Que La Vraie Vie (I alithini Zoi réalisée par Koutras entre La Moussaka et Strella) est également un film aussi surprenant qu'épatant : Panos y fout le feu à l'Acropole, puis la fait reconstruire, en mieux, par une de ces très riches grecques qui ne payent sans doute pas d'impôt (ce dont se tape le "socialiste" Strauss Kahn du moment que les petites gens, eux, sont mis au pain sec et à l'eau...)

Ah si tout de même, au début de ce mois de mai, l'Académie du cinéma grec a décerné l'équivalent de nos "Césars". Strella y était onze fois nominée (jamais compris pourquoi "nommé" ne suffisait pas). La Grèce n'a pas encore de Pacs pour les pédés et les gouines, elle ne reconnaît pas, comme l'a fait cette semaine le Portugal, le mariage entre individus du même sexe. Mais sa société a bougé, elle y est prête, comme chez nous, les sondages le montrent. Comme chez nous, et comme pour les problèmes financiers, c'est une oligarchie politique (en France comme en Grèce, ne nous berçons pas d'illusions, même si les formes sont moins criantes parce que moins archaïques), totalement déconnectée des réalités, qui s'est approprié la démocratie, qui bloque les vrais changements, l'imagination, les aspirations des peuples au lieu de les traduire dans les faits.

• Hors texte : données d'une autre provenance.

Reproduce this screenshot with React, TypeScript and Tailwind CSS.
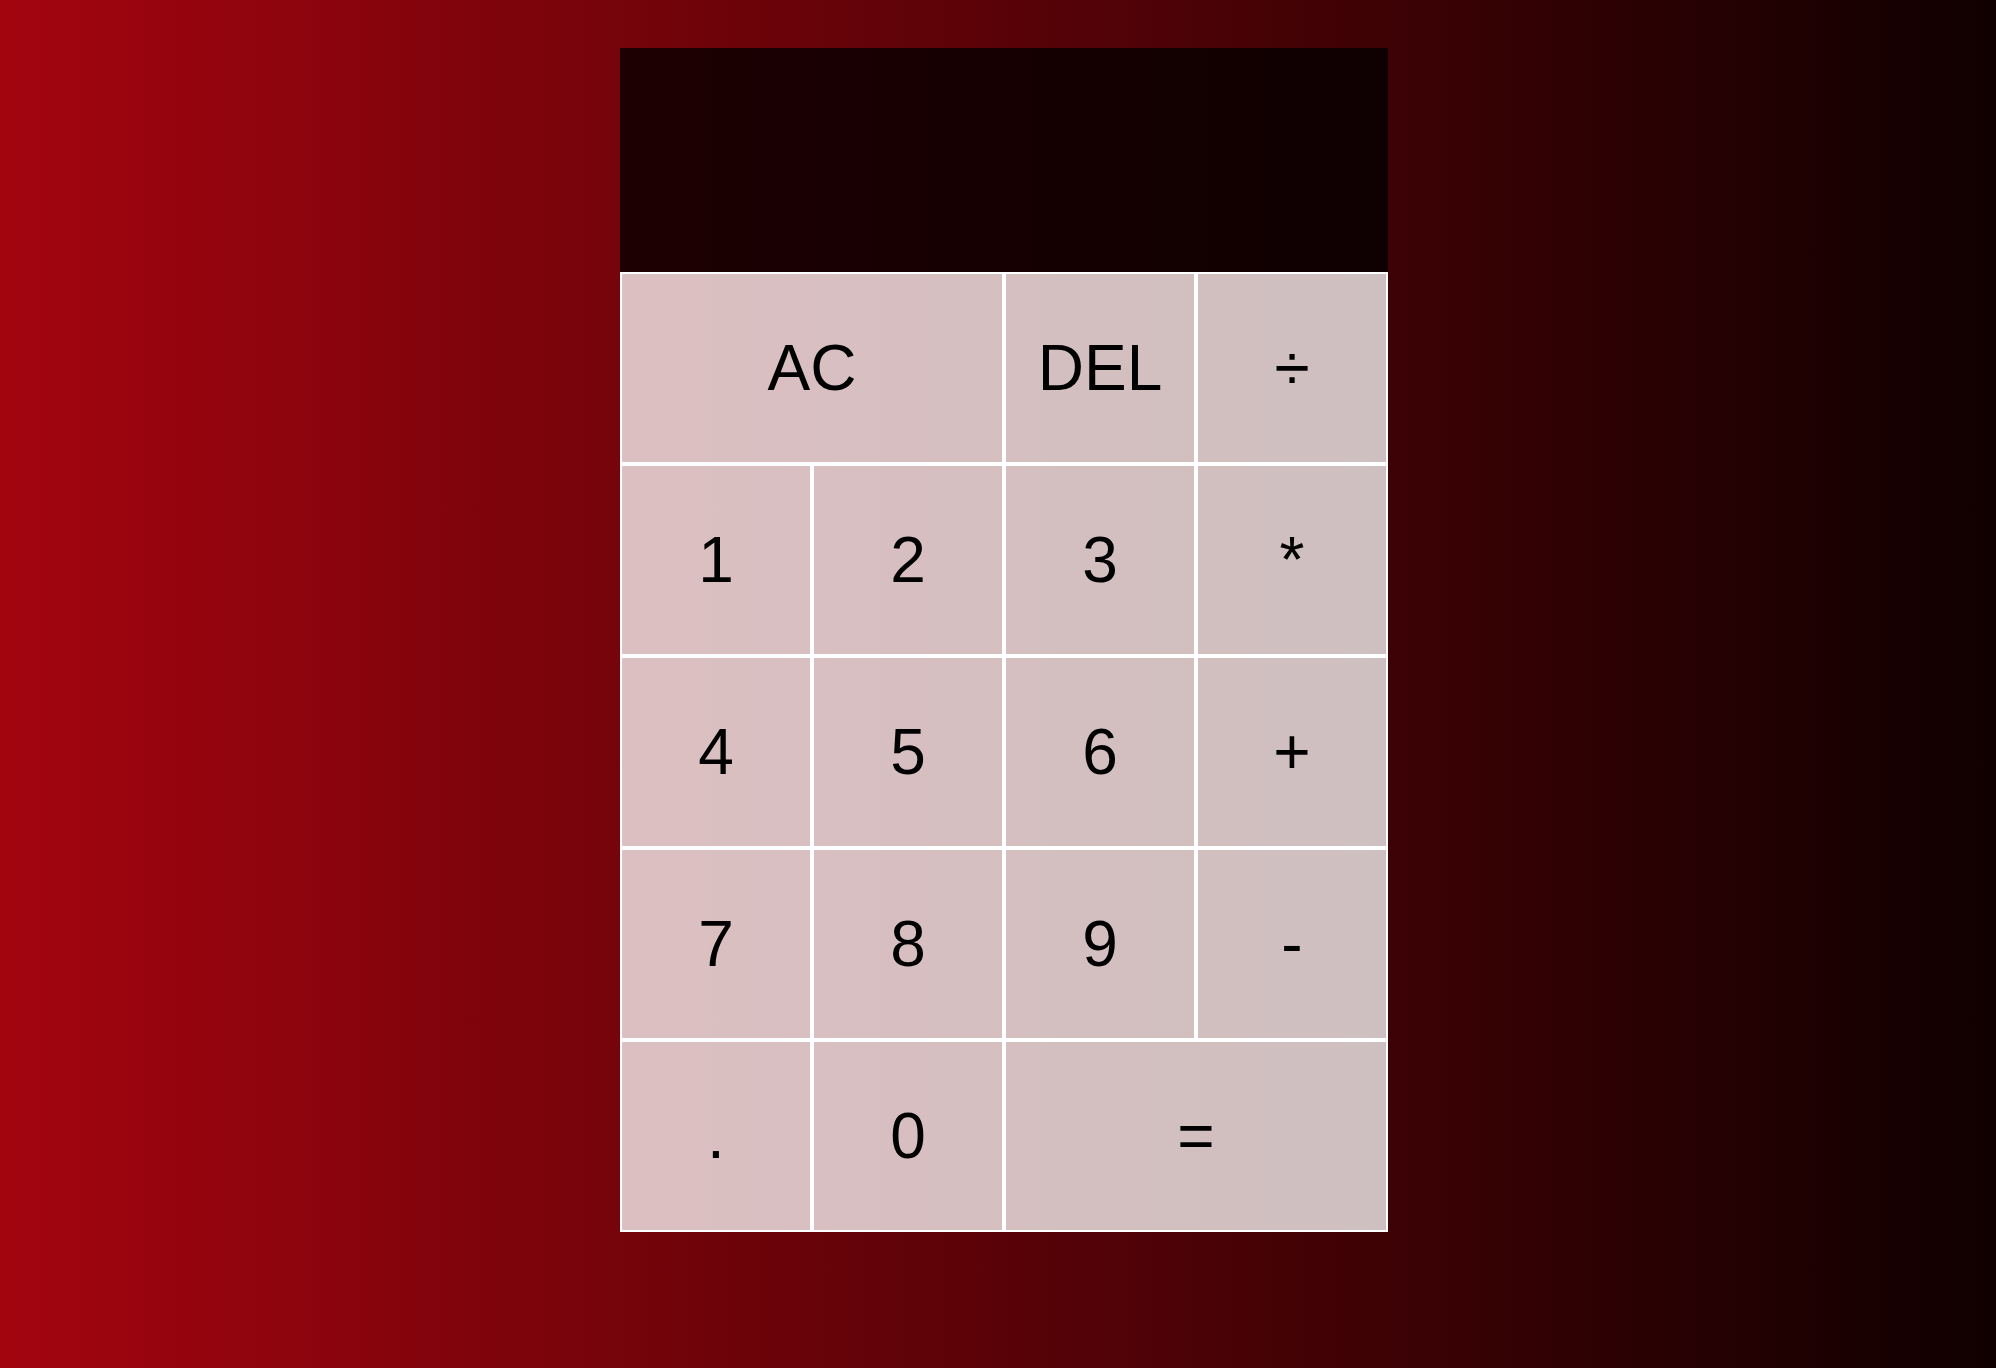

Strella a donc été couronnée, par les "césars grecs" du meilleur maquillage, des meilleurs costumes, des meilleurs décors. Hélas pas du meilleur film ni du meilleur réalisateur. Je n'ai pas vu le film qui les a emportés, je ne peux donc avoir d'avis sur la pertinence de ces choix, mais ce qui m'a réjoui au plus haut point, d'autant plus qu'elle est originaire d'une île qui n'est pas loin de la nôtre, et qu'elle a dû la quitter, chassée par sa famille, c'est que Mina Orphanou, qui incarne Strella avec un stupéfiant talent, Mina Orphanou "transexuelle pré-opératoire", comme elle le dit dans le film et comme le montre le film, a obtenu le "César grec" de... la meilleure actrice.

Une subversion de plus, superbe ! Chapeau bas !!! à Panos d'abord, à Mina surtout, et à tous ceux qui ont voté pour elle !!!